— Exercise details —
Go through the records line by line and work out how many lines hold the word "full". Answer with the number only.

==============================

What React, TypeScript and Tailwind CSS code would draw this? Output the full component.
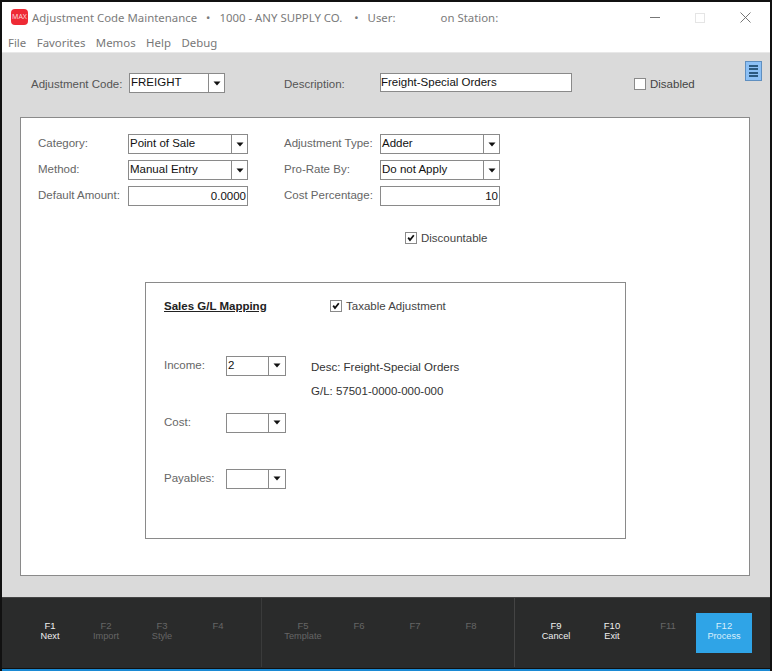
function Arrow() {
  return (
    <svg width="8" height="5" viewBox="0 0 8 5">
      <polygon points="0.5,0.5 7.5,0.5 4,4.5" fill="#111" />
    </svg>
  );
}

function Combo({ value, width, arrowW = "w-[16px]" }: { value: string; width: string; arrowW?: string }) {
  return (
    <div className={`flex h-[20px] items-stretch border border-[#8a8a8a] bg-white ${width}`}>
      <div className="flex-1 pl-[1px] text-[11.5px] leading-[17px] text-[#111]">{value}</div>
      <div className={`flex items-center justify-center border-l border-[#8a8a8a] ${arrowW}`}>
        <Arrow />
      </div>
    </div>
  );
}

function NumberBox({ value }: { value: string }) {
  return (
    <div className="h-[20px] w-[120px] border border-[#8a8a8a] bg-white pr-[1px] text-right text-[11.5px] leading-[19px] text-[#111]">
      {value}
    </div>
  );
}

function Check({ checked, label, className }: { checked?: boolean; label: string; className?: string }) {
  return (
    <div className={`flex items-center ${className ?? ""}`}>
      <div className="flex h-[12px] w-[12px] items-center justify-center border border-[#8a8a8a] bg-white">
        {checked && (
          <svg width="8" height="8" viewBox="0 0 8 8">
            <path d="M1.2 3.6 L3 6 L6.8 1.2" stroke="#111" strokeWidth="1.8" fill="none" />
          </svg>
        )}
      </div>
      <span className="ml-[4px] mt-[2px] text-[11.5px] leading-none text-[#444]">{label}</span>
    </div>
  );
}

function FormRow({ label, children, labelW = "w-[90px]" }: { label: string; children: React.ReactNode; labelW?: string }) {
  return (
    <div className="flex h-[26px] items-center">
      <div className={`text-[11.5px] text-[#666] ${labelW}`}>{label}</div>
      {children}
    </div>
  );
}

function GlRow({ label, value, className }: { label: string; value?: string; className?: string }) {
  return (
    <div className={`flex items-center ${className ?? ""}`}>
      <div className="w-[62px] text-[11.5px] text-[#666]">{label}</div>
      <Combo value={value ?? ""} width="w-[60px]" arrowW="w-[17px]" />
    </div>
  );
}

function FKey({ k, label, state }: { k: string; label?: string; state?: "on" | "off" | "primary" }) {
  const color = state === "on" ? "text-[#f0f0f0]" : state === "primary" ? "text-[#d8eefb] bg-[#2fa4e7]" : "text-[#666666]";
  return (
    <div className={`flex h-[40px] w-[56px] flex-col items-center pt-[7px] text-[9.5px] leading-[11px] ${color}`}>
      <div>{k}</div>
      <div className="text-[9.2px]">{label ?? "\u00a0"}</div>
    </div>
  );
}

export default function App() {
  return (
    <div className="flex h-[671px] w-[772px] flex-col border-x-2 border-t-2 border-[#111] bg-white font-['Liberation_Sans',sans-serif]">
      {/* title bar */}
      <div className="flex h-[31px] items-center font-['Noto_Sans',sans-serif] text-[11.4px] text-[#7b7b7b]">
        <div className="-mt-[1px] ml-[9px] flex h-[16px] w-[17px] items-center justify-center rounded-[4px] bg-[#ee2a35] text-[7px] text-[#fbd5d7]">MAX</div>
        <div className="ml-[4px]">Adjustment Code Maintenance</div>
        <div className="ml-[9px]">•</div>
        <div className="ml-[9px]">1000 - ANY SUPPLY CO.</div>
        <div className="ml-[12px]">•</div>
        <div className="ml-[9px]">User:</div>
        <div className="ml-[45px]">on Station:</div>
        <div className="ml-auto flex items-center">
          <div className="h-px w-[10px] bg-[#777]" />
          <div className="ml-[35px] h-[10px] w-[10px] border border-[#e5e5e5]" />
          <svg className="ml-[35px] mr-[19px]" width="11" height="11" viewBox="0 0 11 11">
            <path d="M0.5 0.5 L10.5 10.5 M10.5 0.5 L0.5 10.5" stroke="#666" strokeWidth="0.9" />
          </svg>
        </div>
      </div>

      {/* menu bar */}
      <div className="flex h-[19px] items-center gap-[10.5px] pl-[6px] font-['Noto_Sans',sans-serif] text-[11.4px] text-[#777]">
        <span>File</span>
        <span>Favorites</span>
        <span>Memos</span>
        <span>Help</span>
        <span>Debug</span>
      </div>

      {/* gray body */}
      <div className="flex flex-1 flex-col border-t border-[#e8e8e8] bg-[#dadada]">
        <div className="relative flex h-[64px] items-start pt-[20px] text-[11.5px] text-[#555]">
          <div className="ml-[29px] w-[98px] pt-[3px]">Adjustment Code:</div>
          <Combo value="FREIGHT" width="w-[96px]" />
          <div className="ml-[59px] w-[96px] pt-[3px]">Description:</div>
          <div className="h-[19px] w-[192px] border border-[#8a8a8a] bg-white leading-[16px] text-[#111]">
            Freight-Special Orders
          </div>
          <Check label="Disabled" className="ml-[62px] pt-[4px]" />
          <div className="absolute left-[743px] top-[8px] flex h-[20px] w-[17px] flex-col justify-center gap-[1.5px] border border-[#5f8fc0] bg-[#8cc0f5] px-[3px]">
            <div className="h-[2px] bg-[#2c5a80]" />
            <div className="h-[2px] bg-[#2c5a80]" />
            <div className="h-[2px] bg-[#2c5a80]" />
            <div className="h-[2px] bg-[#2c5a80]" />
          </div>
        </div>

        {/* white panel */}
        <div className="mx-[18px] h-[459px] w-[730px] border border-[#8a8a8a] bg-white">
          <div className="flex pl-[17px] pt-[13px]">
            <div className="w-[246px]">
              <FormRow label="Category:"><Combo value="Point of Sale" width="w-[120px]" /></FormRow>
              <FormRow label="Method:"><Combo value="Manual Entry" width="w-[120px]" /></FormRow>
              <FormRow label="Default Amount:"><NumberBox value="0.0000" /></FormRow>
            </div>
            <div>
              <FormRow label="Adjustment Type:" labelW="w-[96px]"><Combo value="Adder" width="w-[120px]" /></FormRow>
              <FormRow label="Pro-Rate By:" labelW="w-[96px]"><Combo value="Do not Apply" width="w-[120px]" /></FormRow>
              <FormRow label="Cost Percentage:" labelW="w-[96px]"><NumberBox value="10" /></FormRow>
            </div>
          </div>

          <Check checked label="Discountable" className="ml-[384px] mt-[22px]" />

          {/* G/L box */}
          <div className="ml-[124px] mt-[37px] h-[257px] w-[481px] border border-[#8a8a8a] px-[18px] pt-[15px]">
            <div className="flex items-center">
              <div className="w-[166px] text-[11.5px] font-bold text-[#222] underline">Sales G/L Mapping</div>
              <Check checked label="Taxable Adjustment" />
            </div>

            <div className="mt-[41px] flex items-start">
              <GlRow label="Income:" value="2" />
              <div className="ml-[25px] pt-[3px] text-[11.5px] leading-[17px] text-[#333]">
                <div>Desc: Freight-Special Orders</div>
                <div className="mt-[7px]">G/L: 57501-0000-000-000</div>
              </div>
            </div>
            <GlRow label="Cost:" className="mt-[13px]" />
            <GlRow label="Payables:" className="mt-[36px]" />
          </div>
        </div>
      </div>

      {/* function keys */}
      <div className="flex h-[71px] items-center border-t border-[#444] bg-[#2a2b2b] pb-[1px]">
        <div className="ml-[20px] flex">
          <FKey k="F1" label="Next" state="on" />
          <FKey k="F2" label="Import" />
          <FKey k="F3" label="Style" />
          <FKey k="F4" />
        </div>
        <div className="ml-[15px] h-full w-px bg-[#3a3b3b]" />
        <div className="ml-[13px] flex">
          <FKey k="F5" label="Template" />
          <FKey k="F6" />
          <FKey k="F7" />
          <FKey k="F8" />
        </div>
        <div className="ml-[15px] h-full w-px bg-[#444]" />
        <div className="ml-[13px] flex">
          <FKey k="F9" label="Cancel" state="on" />
          <FKey k="F10" label="Exit" state="on" />
          <FKey k="F11" />
          <FKey k="F12" label="Process" state="primary" />
        </div>
      </div>
      <div className="h-px bg-[#111]" />
      <div className="h-[2px] bg-[#1a8ad4]" />
    </div>
  );
}
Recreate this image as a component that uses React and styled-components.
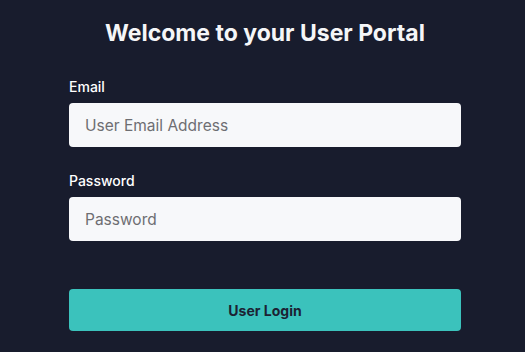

==============================

— The answer —
3